Would Kennedy have pushed more aggressively for civil rights if he had had a more accurate grasp of black politics during Reconstruction—or if he understood that his assumptions originated in bigoted history and the self-serving rhetoric of Southern "redeemers"? We can never know, but clearly a distorted notion of the South's past defined much of the political debate of the 1950s and '60s.

The opposite is also true. The histories crafted by W. E. B. Du Bois and others in the depths of the Jim Crow era helped to prepare the way for a new understanding of America. The writing of history has political—and moral—repercussions, which makes it so fraught. To discuss the role of slavery in the Civil War even now is guaranteed to result in a fight with descendants of Confederate soldiers who see any such talk as an insult to their forefathers' memory.
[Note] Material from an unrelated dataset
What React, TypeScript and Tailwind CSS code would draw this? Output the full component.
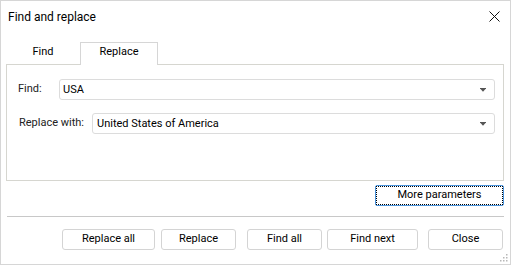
import React from "react";

const Arrow = () => (
  <svg width="6" height="4" viewBox="0 0 6 4" className="shrink-0">
    <rect x="0" y="0" width="6" height="1" fill="#555" />
    <path d="M0.5 1 L5.5 1 L3 3.8 Z" fill="#555" />
  </svg>
);

const Combo = ({ value, className }: { value: string; className: string }) => (
  <div
    className={`h-[21px] flex items-center justify-between border border-[#dcdcdc] rounded-[3px] bg-white pr-[8px] ${className}`}
  >
    <span className="text-[11px] text-black leading-none">{value}</span>
    <Arrow />
  </div>
);

const Btn = ({ label, className }: { label: string; className: string }) => (
  <div
    className={`h-[21px] flex items-center justify-center border border-[#d4d4d4] rounded-[3px] bg-white text-[11px] text-black ${className}`}
  >
    {label}
  </div>
);

export default function App() {
  return (
    <div
      className="relative w-[511px] h-[265px] border border-[#d6d6d6] bg-white flex flex-col overflow-hidden"
      style={{ fontFamily: "Roboto, 'Noto Sans', sans-serif" }}
    >
      {/* title bar */}
      <div className="h-[31px] flex items-center pl-[7px] pr-[10px]">
        <span className="text-[12px] text-black">Find and replace</span>
        <svg width="11" height="11" viewBox="0 0 11 11" className="ml-auto">
          <path d="M0.5 0.5 L10.5 10.5 M10.5 0.5 L0.5 10.5" stroke="#111" strokeWidth="1" />
        </svg>
      </div>

      {/* tabs */}
      <div className="mt-[10px] h-[22px] flex ml-[5px] relative z-10">
        <div className="w-[74px] h-[22px] flex items-center justify-center pb-[2px] text-[11px] text-black">
          Find
        </div>
        <div className="w-[78px] h-[23px] flex items-center justify-center pb-[3px] bg-white border-t border-l border-r border-[#d6d6d6] text-[11px] text-black">
          Replace
        </div>
      </div>

      {/* panel */}
      <div className="ml-[5px] w-[498px] h-[117px] border border-[#d6d6d0] pt-[14px]">
        <div className="flex items-center pl-[11px] pr-[8px]">
          <span className="w-[41px] text-[11px] text-[#222]">Find:</span>
          <Combo value="USA" className="flex-1 pl-[3px]" />
        </div>
        <div className="flex items-center pl-[12px] pr-[8px] mt-[13px]">
          <span className="w-[73px] text-[11px] text-[#222]">Replace with:</span>
          <Combo value="United States of America" className="flex-1 pl-[4px]" />
        </div>
      </div>

      {/* more parameters */}
      <div className="mt-[4px] flex justify-end mr-[6px]">
        <div className="relative w-[129px] h-[21px] border border-[#4a94dd] rounded-[2px] bg-white flex items-center justify-center text-[11px] text-black">
          <div className="absolute inset-0 border border-dotted border-black" />
          More parameters
        </div>
      </div>

      {/* separator */}
      <div className="mt-[10px] mx-[6px] h-px bg-[#c8c8c8]" />

      {/* bottom buttons */}
      <div className="mt-[12px] flex">
        <Btn label="Replace all" className="ml-[61px] w-[93px]" />
        <Btn label="Replace" className="ml-[6px] w-[75px]" />
        <Btn label="Find all" className="ml-[11px] w-[75px]" />
        <Btn label="Find next" className="ml-[5px] w-[91px]" />
        <Btn label="Close" className="ml-[10px] w-[75px]" />
      </div>

      {/* resize grip */}
      <svg width="9" height="9" viewBox="0 0 9 9" className="absolute right-[2px] bottom-[2px]">
        <rect x="7" y="1" width="1.5" height="1.5" fill="#b8b8b8" />
        <rect x="4" y="4" width="1.5" height="1.5" fill="#b8b8b8" />
        <rect x="7" y="4" width="1.5" height="1.5" fill="#b8b8b8" />
        <rect x="1" y="7" width="1.5" height="1.5" fill="#b8b8b8" />
        <rect x="4" y="7" width="1.5" height="1.5" fill="#b8b8b8" />
        <rect x="7" y="7" width="1.5" height="1.5" fill="#b8b8b8" />
      </svg>
    </div>
  );
}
It's only natural to desire a reassuring history that tells us our ancestors did right and that all is as it should be, to resent "revisionist" historians who uncover what is dark and unpleasant. But if we are to do better, to understand what must change, we need the truth, as best we can find it—and an understanding of how it is that we hid that truth from ourselves.

A museum of memory need not be a Museum of Why America Is Terrible, either. Many aspects of our past have undergone bewildering gyrations of interpretation and regard. The stories of Alexander Hamilton the man and of his oscillating fortunes in national memory would make a fascinating exhibit. Nor should the museum pretend to present a definitive account. Rather, it might express the idea that all history is revisionist. It could be a museum that celebrates the questioning of assumptions and the search for more and better evidence.

It's even possible that some might find it rather uplifting. Distortions in our history have obscured many of our achievements and idealistic, even heroic figures. The Lamars of our imagination still hide the Caldwells and Ameses. A museum that looks at how we remember would help us to see distortions for what they are, and so better understand who we are, for good and ill.